- _SUPPLIED MATERIAL_:
-*-
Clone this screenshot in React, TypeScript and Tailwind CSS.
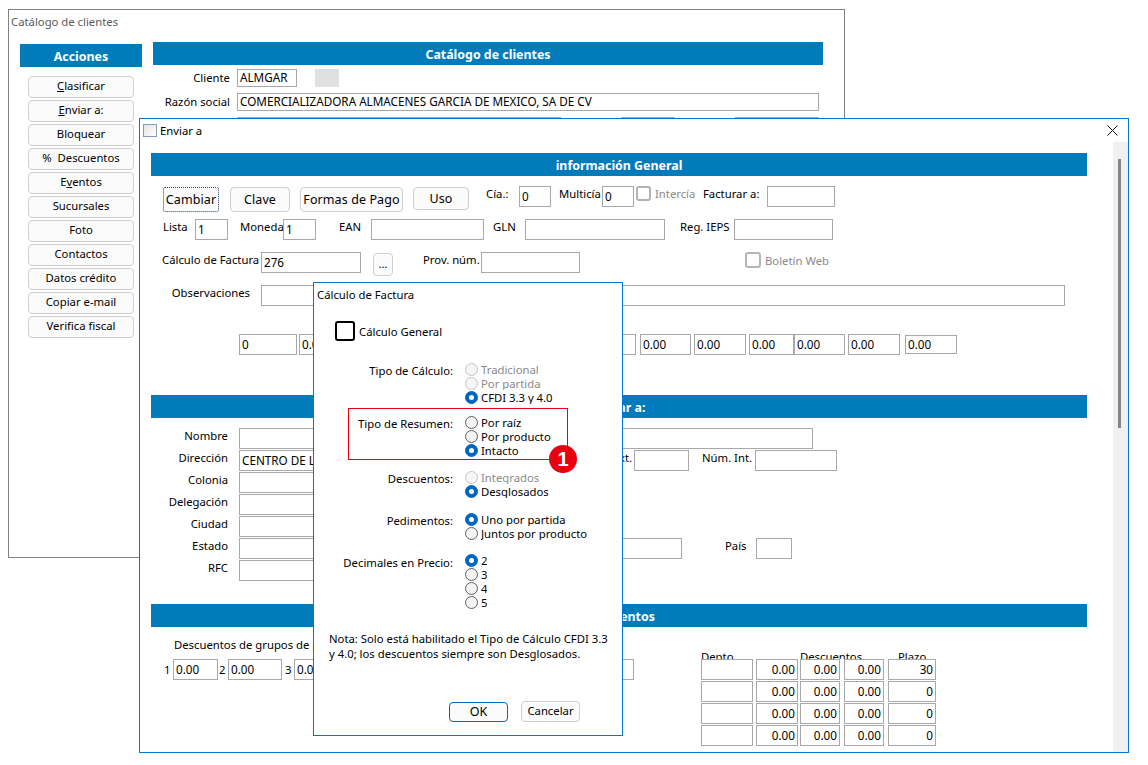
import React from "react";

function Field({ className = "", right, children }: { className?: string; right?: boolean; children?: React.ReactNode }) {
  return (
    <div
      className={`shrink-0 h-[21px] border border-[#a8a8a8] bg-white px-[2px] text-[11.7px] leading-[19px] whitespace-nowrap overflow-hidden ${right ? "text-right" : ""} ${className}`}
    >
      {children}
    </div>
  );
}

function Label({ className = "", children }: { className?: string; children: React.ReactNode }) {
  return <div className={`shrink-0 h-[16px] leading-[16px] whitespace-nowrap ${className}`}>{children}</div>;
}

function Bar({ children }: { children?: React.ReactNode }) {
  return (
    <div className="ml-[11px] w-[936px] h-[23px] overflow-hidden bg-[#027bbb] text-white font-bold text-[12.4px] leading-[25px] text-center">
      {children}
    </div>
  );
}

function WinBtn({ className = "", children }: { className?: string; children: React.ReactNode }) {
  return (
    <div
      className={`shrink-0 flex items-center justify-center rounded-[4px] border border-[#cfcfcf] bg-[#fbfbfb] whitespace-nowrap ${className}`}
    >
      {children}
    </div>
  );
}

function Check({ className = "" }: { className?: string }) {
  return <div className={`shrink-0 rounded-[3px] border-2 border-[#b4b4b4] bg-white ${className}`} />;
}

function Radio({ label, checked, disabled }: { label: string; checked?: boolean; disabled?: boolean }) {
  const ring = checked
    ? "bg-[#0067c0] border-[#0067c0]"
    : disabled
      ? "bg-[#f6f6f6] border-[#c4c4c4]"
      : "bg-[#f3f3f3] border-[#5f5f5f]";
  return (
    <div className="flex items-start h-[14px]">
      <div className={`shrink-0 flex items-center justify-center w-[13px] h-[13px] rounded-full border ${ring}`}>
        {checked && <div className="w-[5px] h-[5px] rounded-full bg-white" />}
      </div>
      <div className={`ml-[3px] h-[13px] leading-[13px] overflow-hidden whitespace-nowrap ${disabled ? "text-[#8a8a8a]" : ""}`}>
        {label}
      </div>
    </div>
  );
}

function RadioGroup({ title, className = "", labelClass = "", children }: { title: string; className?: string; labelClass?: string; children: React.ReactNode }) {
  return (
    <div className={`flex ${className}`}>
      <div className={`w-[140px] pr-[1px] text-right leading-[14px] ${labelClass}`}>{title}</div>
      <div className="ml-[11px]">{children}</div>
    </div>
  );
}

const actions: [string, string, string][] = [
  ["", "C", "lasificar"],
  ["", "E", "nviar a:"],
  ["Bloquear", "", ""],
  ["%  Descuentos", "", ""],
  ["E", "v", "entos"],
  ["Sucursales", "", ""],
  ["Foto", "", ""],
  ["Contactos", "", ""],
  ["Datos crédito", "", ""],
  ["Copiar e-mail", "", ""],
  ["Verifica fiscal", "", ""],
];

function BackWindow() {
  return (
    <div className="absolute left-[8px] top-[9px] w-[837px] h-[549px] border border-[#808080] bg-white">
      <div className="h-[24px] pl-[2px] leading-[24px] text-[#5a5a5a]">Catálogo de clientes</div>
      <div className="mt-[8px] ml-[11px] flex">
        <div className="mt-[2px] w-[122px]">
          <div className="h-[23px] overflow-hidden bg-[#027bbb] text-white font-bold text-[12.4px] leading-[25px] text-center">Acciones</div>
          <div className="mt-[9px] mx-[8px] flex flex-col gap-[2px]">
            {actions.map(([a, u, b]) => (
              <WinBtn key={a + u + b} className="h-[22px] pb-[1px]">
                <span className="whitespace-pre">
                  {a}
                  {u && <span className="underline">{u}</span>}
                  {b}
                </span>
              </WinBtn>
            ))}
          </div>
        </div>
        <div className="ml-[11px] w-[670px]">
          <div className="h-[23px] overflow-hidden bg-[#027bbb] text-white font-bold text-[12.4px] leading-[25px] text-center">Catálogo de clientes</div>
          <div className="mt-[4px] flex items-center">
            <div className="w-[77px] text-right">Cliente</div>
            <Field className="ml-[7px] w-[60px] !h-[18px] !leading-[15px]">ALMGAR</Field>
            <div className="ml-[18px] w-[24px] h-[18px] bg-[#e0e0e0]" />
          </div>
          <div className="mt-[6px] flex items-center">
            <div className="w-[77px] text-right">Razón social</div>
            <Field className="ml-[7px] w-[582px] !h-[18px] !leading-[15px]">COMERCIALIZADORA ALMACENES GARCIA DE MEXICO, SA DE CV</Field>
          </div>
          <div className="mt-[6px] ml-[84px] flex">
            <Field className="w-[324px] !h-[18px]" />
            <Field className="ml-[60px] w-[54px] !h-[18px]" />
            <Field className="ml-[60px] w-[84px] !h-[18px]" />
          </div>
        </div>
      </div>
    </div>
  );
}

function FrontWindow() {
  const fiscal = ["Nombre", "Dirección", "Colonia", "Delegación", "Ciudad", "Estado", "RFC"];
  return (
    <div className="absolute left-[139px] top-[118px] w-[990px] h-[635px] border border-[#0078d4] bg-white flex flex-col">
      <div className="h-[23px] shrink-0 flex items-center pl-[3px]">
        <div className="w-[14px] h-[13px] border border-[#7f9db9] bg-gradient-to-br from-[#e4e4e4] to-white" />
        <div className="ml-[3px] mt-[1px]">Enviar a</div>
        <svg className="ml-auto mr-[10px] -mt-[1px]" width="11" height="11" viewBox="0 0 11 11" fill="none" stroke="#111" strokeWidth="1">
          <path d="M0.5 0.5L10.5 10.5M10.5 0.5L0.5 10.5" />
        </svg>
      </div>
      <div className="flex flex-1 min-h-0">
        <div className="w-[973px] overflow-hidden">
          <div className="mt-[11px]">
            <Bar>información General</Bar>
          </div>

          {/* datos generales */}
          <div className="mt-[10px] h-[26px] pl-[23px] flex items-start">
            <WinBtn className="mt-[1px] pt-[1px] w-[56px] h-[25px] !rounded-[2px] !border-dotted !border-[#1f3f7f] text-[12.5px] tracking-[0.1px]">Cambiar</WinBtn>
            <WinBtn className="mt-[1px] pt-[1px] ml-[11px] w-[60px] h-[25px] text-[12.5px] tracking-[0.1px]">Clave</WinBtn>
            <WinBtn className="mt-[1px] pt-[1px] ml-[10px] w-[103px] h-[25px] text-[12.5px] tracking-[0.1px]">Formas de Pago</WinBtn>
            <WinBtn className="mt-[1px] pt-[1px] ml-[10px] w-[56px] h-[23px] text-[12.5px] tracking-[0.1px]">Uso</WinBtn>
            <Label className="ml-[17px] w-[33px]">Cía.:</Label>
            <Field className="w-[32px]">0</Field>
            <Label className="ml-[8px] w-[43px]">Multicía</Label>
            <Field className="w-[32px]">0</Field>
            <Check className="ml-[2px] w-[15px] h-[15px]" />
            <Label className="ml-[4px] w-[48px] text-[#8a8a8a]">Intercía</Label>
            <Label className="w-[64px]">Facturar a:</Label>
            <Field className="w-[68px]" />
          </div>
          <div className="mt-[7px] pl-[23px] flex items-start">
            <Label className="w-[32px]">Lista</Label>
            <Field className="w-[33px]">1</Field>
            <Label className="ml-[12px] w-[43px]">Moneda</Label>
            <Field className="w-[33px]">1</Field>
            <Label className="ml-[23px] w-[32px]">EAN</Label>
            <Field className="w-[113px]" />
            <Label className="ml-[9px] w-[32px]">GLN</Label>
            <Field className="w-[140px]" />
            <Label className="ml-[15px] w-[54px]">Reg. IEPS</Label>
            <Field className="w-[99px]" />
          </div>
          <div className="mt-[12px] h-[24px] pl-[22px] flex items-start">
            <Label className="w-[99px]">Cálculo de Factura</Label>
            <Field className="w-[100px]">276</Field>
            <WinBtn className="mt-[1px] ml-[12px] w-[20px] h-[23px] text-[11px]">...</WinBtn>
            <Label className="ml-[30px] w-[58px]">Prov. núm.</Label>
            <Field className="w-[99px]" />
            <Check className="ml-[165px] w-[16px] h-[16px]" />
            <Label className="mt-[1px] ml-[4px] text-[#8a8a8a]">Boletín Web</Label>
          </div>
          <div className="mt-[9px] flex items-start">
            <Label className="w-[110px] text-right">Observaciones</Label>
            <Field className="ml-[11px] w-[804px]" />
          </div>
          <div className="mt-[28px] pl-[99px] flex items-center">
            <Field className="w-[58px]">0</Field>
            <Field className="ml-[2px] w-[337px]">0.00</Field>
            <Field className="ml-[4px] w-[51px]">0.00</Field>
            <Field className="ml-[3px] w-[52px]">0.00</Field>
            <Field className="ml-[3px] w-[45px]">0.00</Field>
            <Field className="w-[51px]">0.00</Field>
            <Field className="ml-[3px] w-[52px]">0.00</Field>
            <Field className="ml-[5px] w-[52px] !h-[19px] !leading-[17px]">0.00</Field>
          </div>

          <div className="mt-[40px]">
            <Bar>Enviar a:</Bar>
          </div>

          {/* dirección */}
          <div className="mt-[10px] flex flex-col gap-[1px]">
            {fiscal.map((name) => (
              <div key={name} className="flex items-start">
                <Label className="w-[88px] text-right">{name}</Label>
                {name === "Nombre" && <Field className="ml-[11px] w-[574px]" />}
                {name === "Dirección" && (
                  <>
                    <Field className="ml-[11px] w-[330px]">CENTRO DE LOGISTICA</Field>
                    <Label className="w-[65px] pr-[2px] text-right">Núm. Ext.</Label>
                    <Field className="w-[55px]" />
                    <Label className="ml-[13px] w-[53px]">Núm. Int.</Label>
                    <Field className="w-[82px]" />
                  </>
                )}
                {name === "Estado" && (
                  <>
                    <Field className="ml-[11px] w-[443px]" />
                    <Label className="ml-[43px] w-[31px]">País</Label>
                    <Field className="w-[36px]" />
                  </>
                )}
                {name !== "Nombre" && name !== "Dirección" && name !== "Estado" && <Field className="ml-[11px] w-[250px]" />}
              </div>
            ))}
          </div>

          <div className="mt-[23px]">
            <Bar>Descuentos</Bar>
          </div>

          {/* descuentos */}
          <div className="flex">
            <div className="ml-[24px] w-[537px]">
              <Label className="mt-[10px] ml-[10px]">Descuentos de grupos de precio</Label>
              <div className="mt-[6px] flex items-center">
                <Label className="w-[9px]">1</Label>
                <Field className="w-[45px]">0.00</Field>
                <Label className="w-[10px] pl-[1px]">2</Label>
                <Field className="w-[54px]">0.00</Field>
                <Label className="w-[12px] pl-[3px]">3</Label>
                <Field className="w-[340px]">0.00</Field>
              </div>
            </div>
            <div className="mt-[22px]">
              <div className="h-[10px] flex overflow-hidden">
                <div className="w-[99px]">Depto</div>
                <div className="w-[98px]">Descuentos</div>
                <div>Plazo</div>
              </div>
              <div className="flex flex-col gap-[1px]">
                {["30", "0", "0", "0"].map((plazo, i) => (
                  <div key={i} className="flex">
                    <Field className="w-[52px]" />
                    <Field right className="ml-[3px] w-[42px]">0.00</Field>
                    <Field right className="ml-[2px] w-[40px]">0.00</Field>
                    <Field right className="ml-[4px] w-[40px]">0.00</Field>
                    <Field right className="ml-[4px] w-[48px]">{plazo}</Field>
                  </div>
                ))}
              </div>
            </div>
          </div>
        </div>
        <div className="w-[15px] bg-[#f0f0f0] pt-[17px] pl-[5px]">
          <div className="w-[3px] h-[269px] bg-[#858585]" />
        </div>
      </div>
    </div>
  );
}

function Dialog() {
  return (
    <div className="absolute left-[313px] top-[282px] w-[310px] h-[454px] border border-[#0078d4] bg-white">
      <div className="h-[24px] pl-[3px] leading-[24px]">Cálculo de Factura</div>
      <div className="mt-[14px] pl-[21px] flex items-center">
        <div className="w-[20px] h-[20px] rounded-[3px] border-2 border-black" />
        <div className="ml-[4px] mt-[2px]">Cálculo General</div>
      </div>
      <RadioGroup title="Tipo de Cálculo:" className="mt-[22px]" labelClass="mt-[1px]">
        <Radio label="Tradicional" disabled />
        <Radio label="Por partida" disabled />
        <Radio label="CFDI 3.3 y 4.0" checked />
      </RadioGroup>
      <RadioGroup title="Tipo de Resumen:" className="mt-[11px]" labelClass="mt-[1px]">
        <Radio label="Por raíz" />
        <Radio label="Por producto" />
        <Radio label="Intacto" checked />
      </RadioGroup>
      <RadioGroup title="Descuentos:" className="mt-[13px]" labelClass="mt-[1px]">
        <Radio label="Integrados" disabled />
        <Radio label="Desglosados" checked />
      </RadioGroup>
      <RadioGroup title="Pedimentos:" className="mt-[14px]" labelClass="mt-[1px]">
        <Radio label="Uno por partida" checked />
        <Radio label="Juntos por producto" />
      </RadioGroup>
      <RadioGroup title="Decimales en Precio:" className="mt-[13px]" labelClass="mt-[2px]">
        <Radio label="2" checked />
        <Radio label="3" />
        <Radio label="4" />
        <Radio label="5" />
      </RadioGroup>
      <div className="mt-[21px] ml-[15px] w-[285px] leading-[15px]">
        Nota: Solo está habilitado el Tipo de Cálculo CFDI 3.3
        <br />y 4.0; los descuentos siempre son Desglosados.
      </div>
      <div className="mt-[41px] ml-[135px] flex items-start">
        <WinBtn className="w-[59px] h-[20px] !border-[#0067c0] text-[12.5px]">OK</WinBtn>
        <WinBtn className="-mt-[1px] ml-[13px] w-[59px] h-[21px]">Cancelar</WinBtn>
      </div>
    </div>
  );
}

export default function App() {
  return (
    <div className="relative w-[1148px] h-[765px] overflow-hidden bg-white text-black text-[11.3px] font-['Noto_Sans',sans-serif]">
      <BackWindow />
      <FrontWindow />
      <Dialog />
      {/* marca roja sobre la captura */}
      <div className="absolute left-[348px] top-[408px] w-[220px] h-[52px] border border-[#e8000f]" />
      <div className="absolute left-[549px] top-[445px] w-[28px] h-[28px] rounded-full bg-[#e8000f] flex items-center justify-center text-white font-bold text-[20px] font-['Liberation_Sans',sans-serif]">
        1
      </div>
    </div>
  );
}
-*-
- _EXERCISE_: Everything from the first line of the listing above through the line that contains "import React from" is to be restated word for word, minus the pictures.

- _OUTPUT BELOW_:
Clone this screenshot in React, TypeScript and Tailwind CSS.
import React from "react";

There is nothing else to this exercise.